English R1B

Reading and Composition: University Life

Section Semester Instructor Time Location Course Areas
11 Fall 2017 Neal, Allison
TTh 11-12:30 279 Dwinelle

Book List

Amis, Kingsley: Lucky Jim; Batuman, Elif: The Idiot; DeLillo, Don: White Noise; Smith, Zadie: On Beauty

Other Readings and Media

We will read essays by I.A. Richards, Cleanth Brooks and Robert Penn Warren, Mark McGurl, and John Guillory. We will also engage with a vast swath of poetry, including work by Marianne Moore, W.H. Auden, Frank O'Hara, Sylvia Plath, and Adrienne Rich. These materials will be available on bCourses. Please do not purchase course materials before the first day of class.


How have British and American writers formed their work around and inside the university? How does reading and writing literature fit into university life? How do we know whether a piece of fiction or poetry is "academic" or "anti-academic" in style? How does reading as a "student" differ from reading for pleasure? This course will explore the place of English literature within the university system by engaging with a series of post-WWII campus novels and poems. We will also read a number of contemporary treatises that explore the purpose of the humanities within higher education, and we'll ask how the conception of English literature (and its purpose, particularly in relation to Rhetoric and Composition courses) has evolved since 1945.

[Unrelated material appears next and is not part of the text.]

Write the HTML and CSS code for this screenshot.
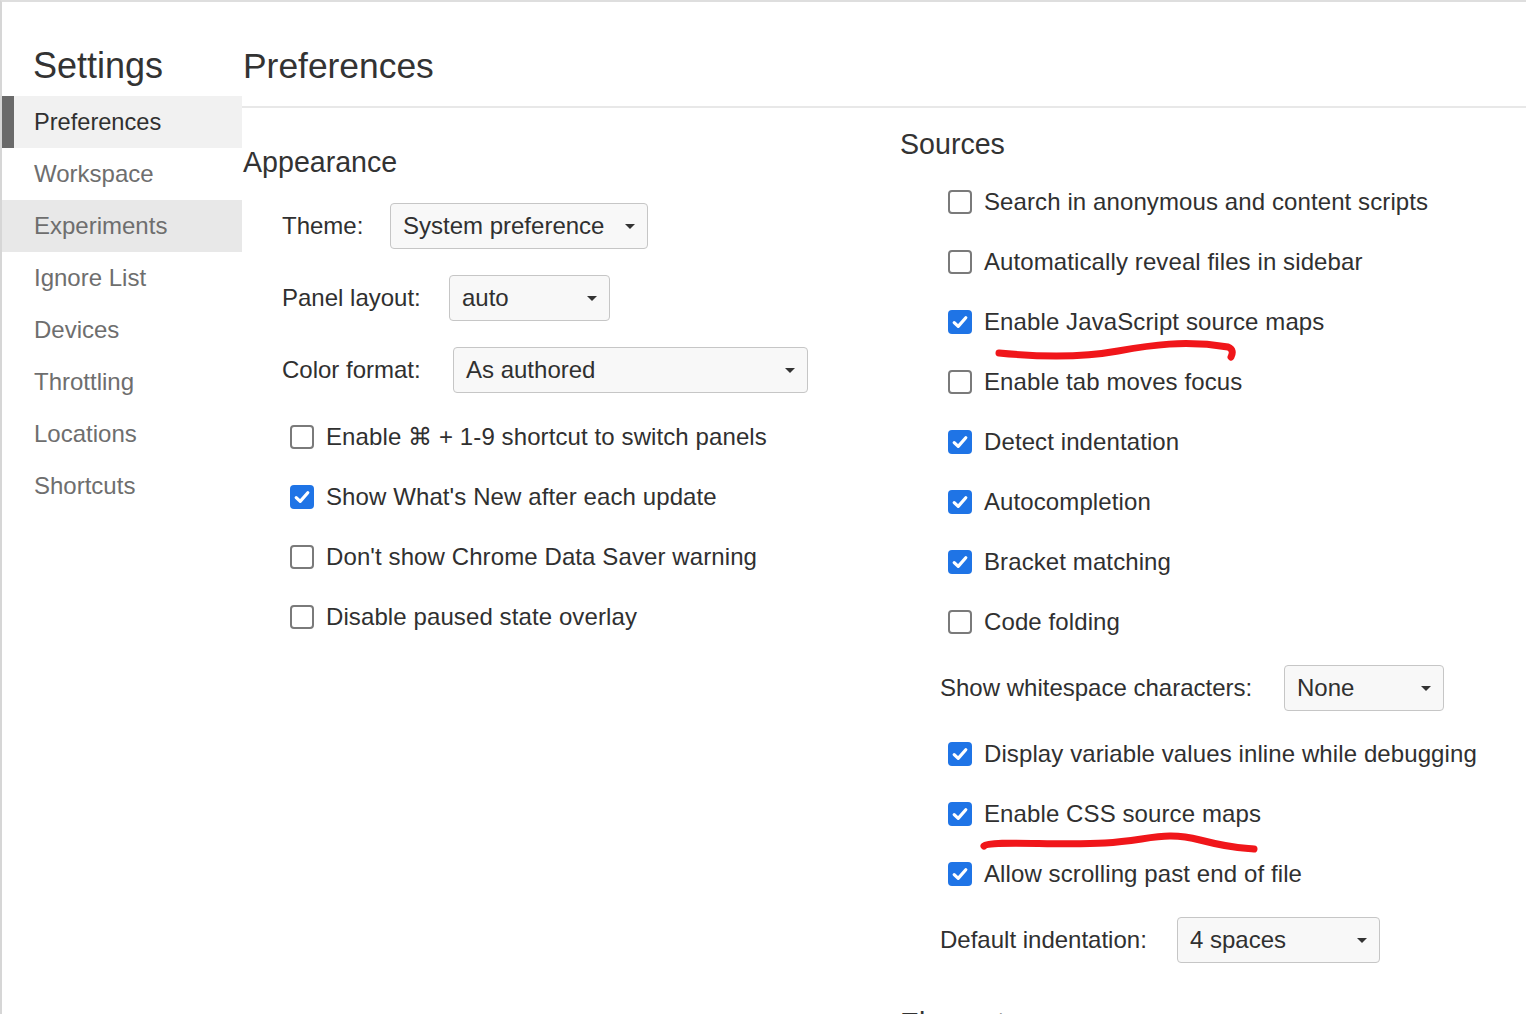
FILE: index.html
```html
<!DOCTYPE html>
<html lang="en">
<head>
<meta charset="utf-8">
<title>Settings - Preferences</title>
<link rel="stylesheet" href="styles.css">
</head>
<body>
<div class="window">
  <aside class="sidebar">
    <h1 class="sidebar-title">Settings</h1>
    <nav class="nav">
      <div class="nav-item is-selected">Preferences</div>
      <div class="nav-item">Workspace</div>
      <div class="nav-item is-hover">Experiments</div>
      <div class="nav-item">Ignore List</div>
      <div class="nav-item">Devices</div>
      <div class="nav-item">Throttling</div>
      <div class="nav-item">Locations</div>
      <div class="nav-item">Shortcuts</div>
    </nav>
  </aside>
  <main class="main">
    <header class="main-header"><h2 class="main-title">Preferences</h2></header>
    <div class="columns">
      <section class="col col-left">
        <h3 class="section-title">Appearance</h3>
        <div class="field-row first">
          <span class="field-label l-theme">Theme:</span>
          <div class="select w-theme"><span class="select-text">System preference</span><span class="caret"></span></div>
        </div>
        <div class="field-row">
          <span class="field-label l-panel">Panel layout:</span>
          <div class="select w-panel"><span class="select-text">auto</span><span class="caret"></span></div>
        </div>
        <div class="field-row">
          <span class="field-label l-color">Color format:</span>
          <div class="select w-color"><span class="select-text">As authored</span><span class="caret"></span></div>
        </div>
        <div class="checklist after-fields">
          <label class="check-row"><span class="box"></span><span class="check-text">Enable ⌘ + 1-9 shortcut to switch panels</span></label>
          <label class="check-row"><span class="box checked"><svg viewBox="0 0 24 24"><path d="M6.2 12.6 L10.2 16.4 L17.8 7.8"/></svg></span><span class="check-text">Show What's New after each update</span></label>
          <label class="check-row"><span class="box"></span><span class="check-text">Don't show Chrome Data Saver warning</span></label>
          <label class="check-row"><span class="box"></span><span class="check-text">Disable paused state overlay</span></label>
        </div>
      </section>
      <section class="col col-right">
        <h3 class="section-title">Sources</h3>
        <div class="checklist after-title">
          <label class="check-row"><span class="box"></span><span class="check-text">Search in anonymous and content scripts</span></label>
          <label class="check-row"><span class="box"></span><span class="check-text">Automatically reveal files in sidebar</span></label>
          <label class="check-row"><span class="box checked"><svg viewBox="0 0 24 24"><path d="M6.2 12.6 L10.2 16.4 L17.8 7.8"/></svg></span><span class="check-text">Enable JavaScript source maps</span></label>
          <label class="check-row"><span class="box"></span><span class="check-text">Enable tab moves focus</span></label>
          <label class="check-row"><span class="box checked"><svg viewBox="0 0 24 24"><path d="M6.2 12.6 L10.2 16.4 L17.8 7.8"/></svg></span><span class="check-text">Detect indentation</span></label>
          <label class="check-row"><span class="box checked"><svg viewBox="0 0 24 24"><path d="M6.2 12.6 L10.2 16.4 L17.8 7.8"/></svg></span><span class="check-text">Autocompletion</span></label>
          <label class="check-row"><span class="box checked"><svg viewBox="0 0 24 24"><path d="M6.2 12.6 L10.2 16.4 L17.8 7.8"/></svg></span><span class="check-text">Bracket matching</span></label>
          <label class="check-row"><span class="box"></span><span class="check-text">Code folding</span></label>
        </div>
        <div class="field-row gap13">
          <span class="field-label l-space">Show whitespace characters:</span>
          <div class="select w-none"><span class="select-text">None</span><span class="caret"></span></div>
        </div>
        <div class="checklist gap13">
          <label class="check-row"><span class="box checked"><svg viewBox="0 0 24 24"><path d="M6.2 12.6 L10.2 16.4 L17.8 7.8"/></svg></span><span class="check-text">Display variable values inline while debugging</span></label>
          <label class="check-row"><span class="box checked"><svg viewBox="0 0 24 24"><path d="M6.2 12.6 L10.2 16.4 L17.8 7.8"/></svg></span><span class="check-text">Enable CSS source maps</span></label>
          <label class="check-row"><span class="box checked"><svg viewBox="0 0 24 24"><path d="M6.2 12.6 L10.2 16.4 L17.8 7.8"/></svg></span><span class="check-text">Allow scrolling past end of file</span></label>
        </div>
        <div class="field-row gap13">
          <span class="field-label l-indent">Default indentation:</span>
          <div class="select w-indent"><span class="select-text">4 spaces</span><span class="caret"></span></div>
        </div>
        <h3 class="section-title next-section">Elements</h3>
      </section>
    </div>
  </main>
  <svg class="annotations" width="1526" height="1014" viewBox="0 0 1526 1014">
    <path d="M999 353 C 1040 357, 1085 357, 1118 351 S 1185 340, 1228 347 C 1233 349, 1233 353, 1231 357"/>
    <path d="M984 846 C 990 840, 1060 846, 1105 843 S 1165 831, 1200 840 S 1245 848, 1254 849"/>
  </svg>
</div>
</body>
</html>
```

FILE: styles.css
```css
* { box-sizing: border-box; }

html, body {
  margin: 0;
  padding: 0;
  background: #ffffff;
}

body {
  font-family: "Liberation Sans", Arial, Helvetica, sans-serif;
  color: #303030;
}

.window {
  position: relative;
  width: 1526px;
  height: 1014px;
  overflow: hidden;
  display: flex;
  border-top: 2px solid #dedede;
  border-left: 2px solid #d6d6d6;
}

/* Sidebar */
.sidebar {
  width: 240px;
  flex: none;
}

.sidebar-title {
  margin: 0;
  height: 94px;
  padding: 44px 0 0 31px;
  font-size: 36px;
  line-height: 40px;
  font-weight: normal;
  color: #333333;
}

.nav-item {
  height: 52px;
  line-height: 52px;
  padding-left: 32px;
  font-size: 24px;
  color: #6e6e6e;
}

.nav-item.is-selected {
  background: #f1f1f1;
  border-left: 12px solid #6a6a6a;
  padding-left: 20px;
  color: #303030;
  font-size: 23.6px;
}

.nav-item.is-hover {
  background: #e8e8e8;
}

/* Main */
.main {
  flex: 1;
  min-width: 0;
}

.main-header {
  height: 106px;
  border-bottom: 2px solid #e8e8e8;
}

.main-title {
  margin: 0;
  padding: 44px 0 0 1px;
  font-size: 35.4px;
  line-height: 40px;
  font-weight: normal;
  color: #333333;
}

.columns {
  display: grid;
  grid-template-columns: 658px 1fr;
}

.col-left { padding-top: 36px; }
.col-right { padding-top: 18px; }

.section-title {
  margin: 0;
  font-size: 28.6px;
  line-height: 36px;
  font-weight: normal;
  color: #333333;
}

.col-left .section-title { padding-left: 1px; }

.next-section { margin-top: 42px; }

/* Fields */
.field-row {
  display: flex;
  align-items: center;
  height: 46px;
  padding-left: 40px;
  margin-top: 26px;
}

.field-row.first { margin-top: 23px; }
.field-row.gap13 { margin-top: 13px; }

.field-label {
  flex: none;
  font-size: 24px;
  color: #303030;
  white-space: nowrap;
}

.l-theme { width: 108px; }
.l-panel { width: 167px; }
.l-color { width: 171px; }
.l-space { width: 344px; }
.l-indent { width: 237px; }

.select {
  height: 46px;
  display: flex;
  align-items: center;
  padding: 0 12px 0 12px;
  border: 1.5px solid #c6c6c6;
  border-radius: 4px;
  background: #f8f8f8;
  font-size: 24px;
  color: #303030;
}

.select-text { white-space: nowrap; }

.caret {
  margin-left: auto;
  width: 0;
  height: 0;
  border-left: 5px solid transparent;
  border-right: 5px solid transparent;
  border-top: 5px solid #333333;
}

.w-theme { width: 258px; }
.w-panel { width: 161px; }
.w-color { width: 355px; }
.w-none { width: 160px; }
.w-indent { width: 203px; }

/* Checkboxes */
.checklist.after-fields { margin-top: 14px; }
.checklist.after-title { margin-top: 10px; }
.checklist.gap13 { margin-top: 13px; }

.check-row {
  display: flex;
  align-items: center;
  height: 60px;
  padding-left: 48px;
  gap: 12px;
}

.box {
  flex: none;
  width: 24px;
  height: 24px;
  border: 2px solid #7a7a7a;
  border-radius: 4px;
  background: #ffffff;
  display: flex;
  align-items: center;
  justify-content: center;
}

.box.checked {
  border: none;
  background: #1f74e6;
}

.box svg {
  width: 24px;
  height: 24px;
  display: block;
}

.box svg path {
  fill: none;
  stroke: #ffffff;
  stroke-width: 3.2;
  stroke-linecap: round;
  stroke-linejoin: round;
}

.check-text {
  font-size: 24px;
  color: #303030;
  white-space: nowrap;
  letter-spacing: 0.1px;
}

/* Hand-drawn annotations */
.annotations {
  position: absolute;
  left: -2px;
  top: -2px;
  pointer-events: none;
}

.annotations path {
  fill: none;
  stroke: #f0161a;
  stroke-width: 7;
  stroke-linecap: round;
  stroke-linejoin: round;
}
```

This class is organized around texts that thematize the academic aspects of literature, but its primary goal is to help you to approach literature both in and out of the university system. Just as literature produces different modes of reception (academic or otherwise), your writing will be characterized by different modes of analytic inquiry. This class will be structured as a workshop and will include peer revision, individual meetings, and in-class discussions of various techniques of essay writing. Students will be responsible for writing two research papers and revisions.